LVMH Moët Hennessy Louis Vuitton (LVMH), which announced an agreement in November 2019 to acquire Tiffany, is pushing back against rumors that the deal is under renegotiation and possibly threatened.
On June 4, LVMH’s Board of Directors released a brief statement confirming that it is “not considering buying Tiffany shares on the market.” The company made the announcement in response to “recent market rumors” that it was seeking to renegotiate the deal, which was valued at approximately $16.2 billion in November based on a purchase price of $135 per share in cash.
A Wall Street Journal article published June 4 reported that analysts predicted LVMH was reevaluating the deal in light of the coronavirus pandemic, which led to the closure of all of Tiffany’s retail locations in mid-March, compounded by the recent unrest sparked by the killing of George Floyd by Minneapolis police.
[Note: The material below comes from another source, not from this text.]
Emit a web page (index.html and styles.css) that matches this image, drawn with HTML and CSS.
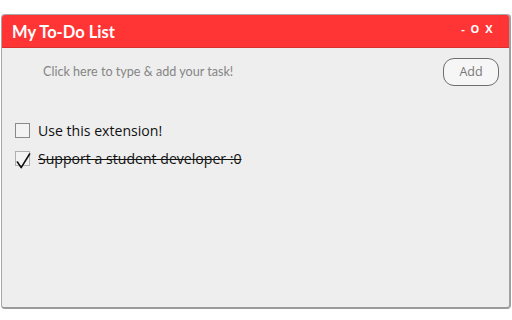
FILE: index.html
```html
<!DOCTYPE html>
<html>
<head>
<meta charset="utf-8">
<link rel="stylesheet" href="styles.css">
</head>
<body>
<div class="window">
  <div class="titlebar">
    <span class="title">My To-Do List</span>
    <span class="controls">- O X</span>
  </div>
  <div class="content">
    <div class="input-row">
      <span class="placeholder">Click here to type &amp; add your task!</span>
      <button class="add">Add</button>
    </div>
    <ul class="tasks">
      <li class="task"><span class="box"></span><span class="label">Use this extension!</span></li>
      <li class="task done"><span class="box"><svg class="check" viewBox="0 0 16 18" width="15" height="17"><path d="M1.5 9.5 L5.5 15.5 L14.5 1" fill="none" stroke="#111" stroke-width="1.7" stroke-linecap="round" stroke-linejoin="round"/></svg></span><span class="label">Support a student developer :0</span></li>
    </ul>
  </div>
</div>
</body>
</html>
```
FILE: styles.css
```css
html, body {
  margin: 0;
  padding: 0;
  background: #ffffff;
  width: 512px;
  height: 320px;
  overflow: hidden;
}
.window {
  margin: 14px 1px 0 1px;
  height: 295px;
  box-sizing: border-box;
  border: 1px solid #a8a8a8;
  border-bottom: 2px solid #9a9a9a;
  border-right: 2px solid #a0a0a0;
  border-radius: 4px;
  background: #eeeeee;
  overflow: hidden;
  display: flex;
  flex-direction: column;
}
.titlebar {
  height: 32px;
  background: #ff3434;
  display: flex;
  align-items: center;
  justify-content: space-between;
  padding: 0 15px 0 10px;
  border-bottom: 1px solid #d83030;
  color: #fff;
}
.title {
  font-family: Lato, "Liberation Sans", sans-serif;
  font-weight: 700;
  font-size: 16.5px;
  margin-top: 2px;
}
.controls {
  font-family: "Open Sans", "Liberation Sans", sans-serif;
  font-weight: 700;
  font-size: 11px;
  letter-spacing: 1.5px;
  margin-top: -6px;
}
.content {
  flex: 1;
  padding: 10px 10px 0 13px;
}
.input-row {
  display: flex;
  align-items: center;
  justify-content: space-between;
  height: 27px;
}
.placeholder {
  font-family: Lato, "Liberation Sans", sans-serif;
  font-size: 12.6px;
  color: #858585;
  margin-left: 28px;
  margin-top: 0px;
}
.add {
  width: 56px;
  height: 28px;
  border: 1px solid #6e6e6e;
  border-radius: 11px;
  background: #f6f6f6;
  font-family: "Open Sans", "Liberation Sans", sans-serif;
  font-size: 12.5px;
  color: #777;
  padding: 0;
}
.tasks {
  list-style: none;
  margin: 31px 0 0 0;
  padding: 0;
}
.task {
  display: flex;
  align-items: center;
  height: 28px;
  font-family: "Open Sans", "Noto Sans", sans-serif;
  font-size: 14.1px;
  color: #111;
}
.box {
  position: relative;
  width: 13px;
  height: 13px;
  border: 1px solid #8a8a8a;
  background: #f3f3f3;
  margin-left: 0;
  margin-right: 8px;
}
.done .box {
  border-color: #b0b0b0;
}
.check {
  position: absolute;
  left: 0px;
  top: 1px;
}
.done .label {
  text-decoration: line-through;
  text-decoration-thickness: 1.2px;
}
```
The looting and physical destruction of stores that has accompanied some demonstrations has rekindled consumers’ reluctance to shop in downtowns and malls.
Many retailers saw their stock value plummet as lockdowns started in March, forcing some well-known brands into bankruptcy, but share prices are coming back as states begin reopening. Tiffany’s share price has seen less movement than most. While its share price fell more than 15% when store closures were first announced, in less than a week the share price bounced back to $129 and held close to that level until June 2. The price tumbled roughly $10 per share on rumors that LVMH was seeking to renegotiate and bounced back since the company’s June 4 announcement.
While the merger agreement is not changing for the time being, Reuters reported that “LVMH will be closely monitoring Tiffany’s finances in the coming weeks” to make sure the high-end jeweler stays in compliance with its bond covenants. “Were Tiffany to be in breach of the covenants, LVMH could use this as grounds under the merger agreement to call for a renegotiation of the terms,” unidentified sources told Reuters. The sources also said Tiffany “has been in discussions with its creditors to make sure it remains in compliance with its debt covenants.”
On June 9, Tiffany is scheduled to release its Q1 earnings. Analysts are anticipating the company will report a revenue decline of approximately 50%, according to The Wall Street Journal, which noted that Tiffany’s February-through-April Q1 encompasses the COVID-19 lockdown periods in China and the West.